March 5, 2013
I'm delighted to have been invited to attend another Storage Field Day (this one is the third such Storage-oriented Field Day).
This one is going to be unique, for several reasons. It's the first time it's being held in Denver, CO, for one. For two, there are two "secret companies" presenting that are still in stealth mode.
Of the companies that are public who are presenting, there are some pretty well-known names, as well as some much smaller companies. Here's the list:
|SanDisk's Flash Soft||@FlashSoftTeam|
Most Tech Field Day events have historically had eight slots for company presentations. There are seven listed above, plus two in secret. I have it on good authority that there may be another company joining us as well. This is going to be a very, very busy Storage Field Day.
Fortunately, I'll be in great company (and once again, not anywhere near the knowledge level of my associates, which for me is par for the course at an event like this). Here are the other SFD3 delegates:
|Virtualization lover by day, Storage admirer by night|
|Storage focused virtualization guy|
|Data center focused engineer who likes to virtualize things|
|An IT consultant, entrepreneur and passionate blogger at juku.it (not necessarily in that order).|
|Storage Analyst Extraordinary and Plenipotentiary|
|Independent Storage Contractor, husband and father of two|
|I like SMBs and Windows|
|VMware vExpert and EMC Elect recipient who works for a VAR focused on Storage and Virtualization|
|Virtualization Architect, vExpert, Data Protection preacher, Geek to the core.|
|Dutch Virtualization Consultant and blogger at vClouds.nl|
|Virtualization Architect & vExpert, Minneapolis & Rochester VMUG Leader, NetAppEMC Storage & Cisco UCS Engineer-Blogger.|
|Expertise in EMC SAN, NAS, EMC Avamar, Networker, virtualization, Cloud, backup and Business Continuity and Disaster Recovery solutions|
There may be one more delegate as well, by the time we get there. Basically, it's going to be an event full of people who really know what they're doing. And me.

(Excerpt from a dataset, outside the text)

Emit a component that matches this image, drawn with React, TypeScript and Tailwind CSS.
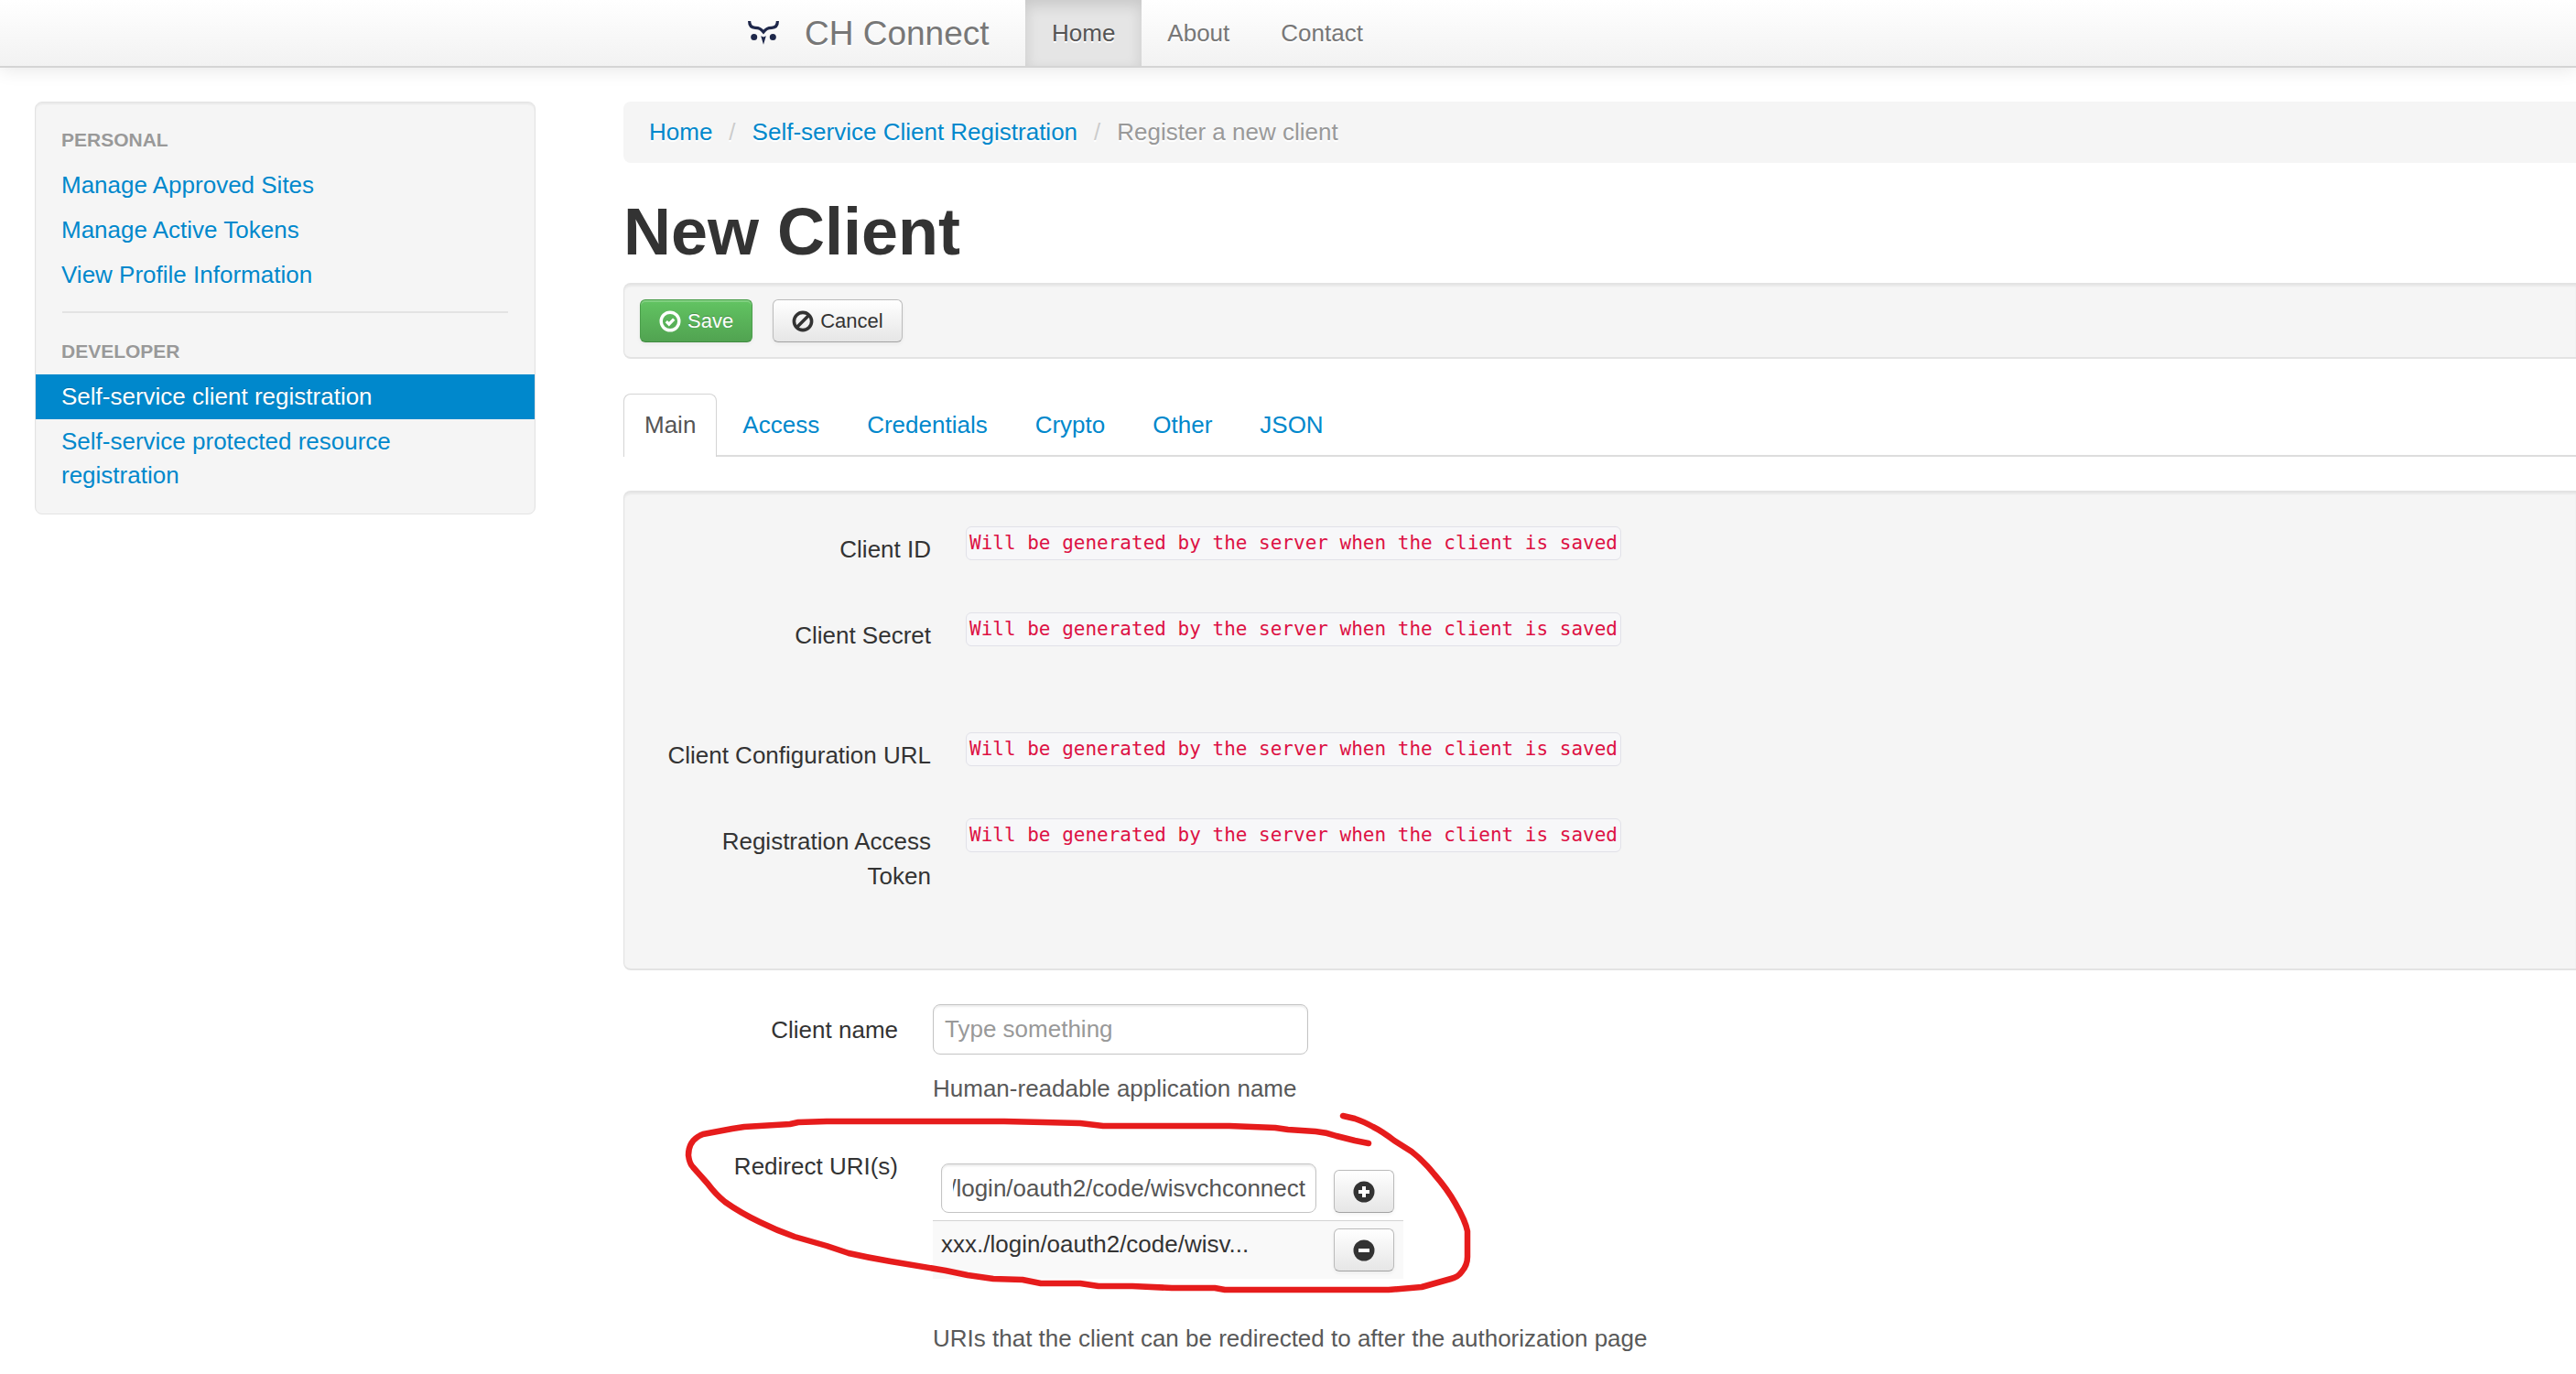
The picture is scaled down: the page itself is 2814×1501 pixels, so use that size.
import type { ReactNode } from "react";

const PENDING = "Will be generated by the server when the client is saved";

const linkCls = "text-[#0088cc] hover:underline";
const wellCls =
  "rounded-l-lg border-y-2 border-l border-[#e3e3e3] bg-[#f5f5f5] shadow-[inset_0_2px_2px_rgba(0,0,0,0.05)]";
const btnCls =
  "flex h-[47px] items-center rounded-md border border-[#bbbbbb] border-b-[#a2a2a2] bg-gradient-to-b from-white to-[#e6e6e6] text-[22px] text-[#333333] shadow-[inset_0_2px_0_rgba(255,255,255,0.2),0_2px_4px_rgba(0,0,0,0.05)]";
const inputCls =
  "rounded-lg border border-[#c4c4c4] bg-white text-[26px] leading-[37px] text-[#555555] shadow-[inset_0_2px_2px_rgba(0,0,0,0.075)] outline-none placeholder:text-[#999999]";

function Logo() {
  return (
    <svg viewBox="0 0 34 26" className="h-[26px] w-[34px]" aria-hidden="true">
      <path
        d="M1.600 0c0 4.500 2.400 7.200 6.400 7.400 4.200.200 6 .800 9 4.600 3-3.800 4.800-4.400 9-4.600 4-.200 6.400-2.900 6.400-7.400"
        fill="none"
        stroke="#1e274a"
        strokeWidth="3.200"
      />
      <circle cx="6.700" cy="17.400" r="3.500" fill="#1e274a" />
      <circle cx="27.300" cy="17.400" r="3.500" fill="#1e274a" />
      <path d="M14.200 16.200l2.800 1.200 2.800-1.200-2.800 9.600z" fill="#1e274a" />
    </svg>
  );
}

function OkCircle() {
  return (
    <svg viewBox="0 0 24 24" className="size-6" aria-hidden="true">
      <circle cx="12" cy="12" r="9.800" fill="none" stroke="#fff" strokeWidth="3.400" />
      <path d="M7.800 12.200l3 3 5.400-5.600" fill="none" stroke="#fff" strokeWidth="3.200" />
    </svg>
  );
}

function BanCircle() {
  return (
    <svg viewBox="0 0 24 24" className="size-6" aria-hidden="true">
      <circle cx="12" cy="12" r="9.600" fill="none" stroke="#333" strokeWidth="3.600" />
      <path d="M5.500 18.500l13-13" stroke="#333" strokeWidth="3.600" />
    </svg>
  );
}

function SignCircle({ plus }: { plus?: boolean }) {
  return (
    <svg viewBox="0 0 24 24" className="size-6" aria-hidden="true">
      <circle cx="12" cy="12" r="11.500" fill="#333" />
      <path d={plus ? "M6 12h12M12 6v12" : "M6 12h12"} stroke="#fff" strokeWidth="4" />
    </svg>
  );
}

function RedLoop() {
  return (
    <svg
      viewBox="0 0 960 220"
      className="pointer-events-none absolute -top-10 left-0 h-[220px] w-[960px]"
      aria-hidden="true"
    >
      <path
        d="M814 43L799 40L779 35Q768 31 756 30L726 28L712 26L662 24H524L499 21L459 20L416 19H222L191 20L182 22L132 25L119 27L87 33Q71 39 71 56Q72 65 76 69L92 87Q101 99 111 107Q128 119 149 129Q167 138 187 145L222 155L246 163Q268 168 292 172L352 182L376 187L404 191L436 192L456 196L499 196L519 199L556 199L599 201L646 201L657 203H836L872 200L904 191Q912 189 916 183Q922 176 922 167V139Q920 128 909 109Q900 93 886 77Q874 62 861 52L842 40Q829 30 819 25Q808 19 799 16L786 13"
        fill="none"
        stroke="#e61c1c"
        strokeWidth="6.500"
        strokeLinecap="round"
        strokeLinejoin="round"
      />
    </svg>
  );
}

function NavHeader({ children }: { children: ReactNode }) {
  return (
    <h2 className="px-7 pt-[5px] pb-[7px] text-[21px] leading-[37px] font-bold text-[#999999] uppercase [text-shadow:0_1px_0_rgba(255,255,255,0.5)]">
      {children}
    </h2>
  );
}

function NavItem({ children, active }: { children: ReactNode; active?: boolean }) {
  return (
    <li>
      <a
        href="#"
        className={
          active
            ? "block bg-[#0088cc] px-7 py-[6px] text-white [text-shadow:0_-1px_0_rgba(0,0,0,0.2)]"
            : "block px-7 py-[6px] text-[#0088cc] [text-shadow:0_1px_0_rgba(255,255,255,0.5)]"
        }
      >
        {children}
      </a>
    </li>
  );
}

function ReadOnlyRow({ label, tall }: { label: string; tall?: boolean }) {
  return (
    <div className={tall ? "mb-[86px] flex items-start" : "mb-[49px] flex items-start"}>
      <dt className="w-[300px] pt-[7px] text-right leading-[38px]">{label}</dt>
      <dd className="mt-px ml-[38px]">
        <code className="block h-[37px] rounded-md border border-[#e1e1e8] bg-[#f7f7f9] px-[3px] font-['DejaVu_Sans_Mono',monospace] text-[21px] leading-[35px] whitespace-nowrap text-[#dd1144]">
          {PENDING}
        </code>
      </dd>
    </div>
  );
}

export default function App() {
  return (
    <div className="min-h-screen overflow-x-hidden bg-white font-['Liberation_Sans',Arial,sans-serif] text-[26px] leading-[37px] text-[#333333]">
      <header className="border-b-2 border-[#d4d4d4] bg-gradient-to-b from-white to-[#f2f2f2] shadow-[0_2px_19px_rgba(0,0,0,0.1)]">
        <nav className="flex h-[72px] items-stretch pl-[817px] text-[#777777] [text-shadow:0_2px_0_#ffffff]">
          <a href="#" className="flex w-[303px] items-center gap-7 text-[37px]">
            <Logo />
            CH Connect
          </a>
          <a
            href="#"
            className="flex items-center bg-[#e5e5e5] px-[29px] text-[#555555] shadow-[inset_0_6px_15px_rgba(0,0,0,0.125)]"
          >
            Home
          </a>
          <a href="#" className="flex items-center px-7">
            About
          </a>
          <a href="#" className="flex items-center px-7">
            Contact
          </a>
        </nav>
      </header>

      <div className="flex items-start gap-24 pt-[37px] pl-[38px]">
        <aside className="w-[547px] shrink-0 rounded-lg border border-[#e3e3e3] bg-[#f5f5f5] py-[17px] shadow-[inset_0_2px_2px_rgba(0,0,0,0.05)]">
          <NavHeader>Personal</NavHeader>
          <ul>
            <NavItem>Manage Approved Sites</NavItem>
            <NavItem>Manage Active Tokens</NavItem>
            <NavItem>View Profile Information</NavItem>
          </ul>
          <hr className="mx-[29px] mt-[15px] mb-[18px] border-t-2 border-[#e3e3e3]" />
          <NavHeader>Developer</NavHeader>
          <ul>
            <NavItem active>Self-service client registration</NavItem>
            <NavItem>Self-service protected resource registration</NavItem>
          </ul>
        </aside>

        <main className="min-w-0 flex-1">
          <nav
            aria-label="Breadcrumb"
            className="flex gap-[18px] rounded-l-lg bg-[#f5f5f5] px-7 py-[15px] [text-shadow:0_2px_0_#ffffff]"
          >
            <a href="#" className={linkCls}>
              Home
            </a>
            <span className="text-[#cccccc]">/</span>
            <a href="#" className={linkCls}>
              Self-service Client Registration
            </a>
            <span className="text-[#cccccc]">/</span>
            <span className="text-[#999999]">Register a new client</span>
          </nav>

          <h1 className="mt-[38px] text-[72px] leading-[75px] font-bold">New Client</h1>

          <div className={`${wellCls} mt-[18px] flex gap-[22px] py-4 pl-[17px]`}>
            <button
              type="button"
              className="flex h-[47px] items-center gap-[7px] rounded-md border border-[#4b9e4b] border-b-[#3f8a3f] bg-gradient-to-b from-[#62c462] to-[#51a351] px-5 text-[22px] text-white shadow-[inset_0_2px_0_rgba(255,255,255,0.2),0_2px_4px_rgba(0,0,0,0.05)] [text-shadow:0_-1px_0_rgba(0,0,0,0.25)]"
            >
              <OkCircle />
              Save
            </button>
            <button type="button" className={`${btnCls} gap-[7px] px-5`}>
              <BanCircle />
              Cancel
            </button>
          </div>

          <div role="tablist" className="mt-[38px] flex border-b-2 border-[#dddddd]">
            <button
              type="button"
              role="tab"
              aria-selected="true"
              className="-mb-[2px] rounded-t-lg border border-b-0 border-[#d4d4d4] bg-white px-[22px] pt-[14px] pb-4 text-[#555555]"
            >
              Main
            </button>
            {["Access", "Credentials", "Crypto", "Other", "JSON"].map((t) => (
              <button
                key={t}
                type="button"
                role="tab"
                aria-selected="false"
                className="ml-1 px-6 pt-4 pb-[14px] text-[#0088cc]"
              >
                {t}
              </button>
            ))}
          </div>

          <dl className={`${wellCls} mt-[37px] pt-9 pb-[33px] pl-[35px]`}>
            <ReadOnlyRow label="Client ID" />
            <ReadOnlyRow label="Client Secret" tall />
            <ReadOnlyRow label="Client Configuration URL" />
            <ReadOnlyRow label="Registration Access Token" />
          </dl>

          <form>
            <div className="mt-[37px] flex items-start">
              <label htmlFor="client-name" className="w-[300px] pt-[10px] text-right">
                Client name
              </label>
              <div className="ml-[38px]">
                <input
                  id="client-name"
                  placeholder="Type something"
                  className={`${inputCls} block h-[55px] w-[410px] px-3`}
                />
                <p className="mt-[19px] text-[#595959]">Human-readable application name</p>
              </div>
            </div>

            <div className="relative mt-[38px] flex items-start">
              <label htmlFor="redirect-uri" className="w-[300px] pt-[10px] text-right">
                Redirect URI(s)
              </label>
              <div className="ml-[38px]">
                <table className="mt-4 w-[514px] table-fixed">
                  <tbody>
                    <tr>
                      <td className="w-[438px] pt-[9px] pb-2 pl-[9px] align-top">
                        <div className={`${inputCls} flex h-[54px] w-[410px] items-center pr-[11px] pl-3`}>
                          <span className="flex w-full justify-end overflow-hidden">
                            <input
                              id="redirect-uri"
                              defaultValue="/login/oauth2/code/wisvchconnect"
                              className="w-[390px] shrink-0 text-right outline-none"
                            />
                          </span>
                        </div>
                      </td>
                      <td className="pt-4 align-top">
                        <button type="button" aria-label="Add" className={`${btnCls} px-5`}>
                          <SignCircle plus />
                        </button>
                      </td>
                    </tr>
                    <tr className="border-t border-[#d4d4d4] bg-[#f9f9f9]">
                      <td className="pt-[7px] pl-[9px] align-top">xxx./login/oauth2/code/wisv...</td>
                      <td className="pt-2 pb-2 align-top">
                        <button type="button" aria-label="Remove" className={`${btnCls} px-5`}>
                          <SignCircle />
                        </button>
                      </td>
                    </tr>
                  </tbody>
                </table>
                <p className="mt-[47px] text-[#595959]">
                  URIs that the client can be redirected to after the authorization page
                </p>
              </div>
              <RedLoop />
            </div>
          </form>
        </main>
      </div>
    </div>
  );
}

So, because I have, on occasion, been chastised by readers for covering companies that I see at Tech Field Day, I'm going to preemptively warn you.
I will be talking about these companies. I may say nice things about them. I may say not nice things about them.
At Tech Field Day events, delegates attend for free. We do not get paid to attend. We get free flights, free hotel stays, free food, and often, the presenting companies will give us free things, not unlike what you might get at a trade show booth. Some have even given us free hardware and software licenses to try their software on.
I ask that you please trust me when I say that nothing a presenter or Tech Field Day sponsor gives me will affect what I say about them, one way or another. I'm asked to attend because I'm independent and objective, and if I suddenly changed that, I wouldn't be invited back, and I'd be doing a disservice to you.
With that out of the way, I want to talk about some upcoming entries here. I'm not overly familiar with a lot of the companies that will be presenting. I want to spend some time beforehand to get to know them, and the best way I can do that is to familiarize myself with them, and write about what I learn. This doesn't mean that a blog entry about a company's products is a commercial. I'm not going to be writing about a company because I think you should buy from them. I'm only going to be sharing what I learn so that we can get on the same page. If you don't want to read about the technologies from these companies, then skip those entries of mine. They aren't commercials, though. No entry I ever write about a company should be construed as an endorsement, unless I come out and say it.
There are a few companies I've been introduced to through TFD that blew me away, and that I would buy from in a heartbeat if I had need of their products. There are a lot of companies that I know better because of TFD, and I would consider more heavily than a company that I was unfamiliar with. And there are even some companies that I have bought things from, in part because of my exposure to them at Tech Field Day, but it's not because they were at Tech Field Day, it's because their technology was better than the other options and I was more familiar with it because of what I learned from them.
So, basically, I'm saying that when I write about a company, don't think I'm selling out, because I'm not. If I say nice things, it's because I like something, not because someone asked me to say nice things.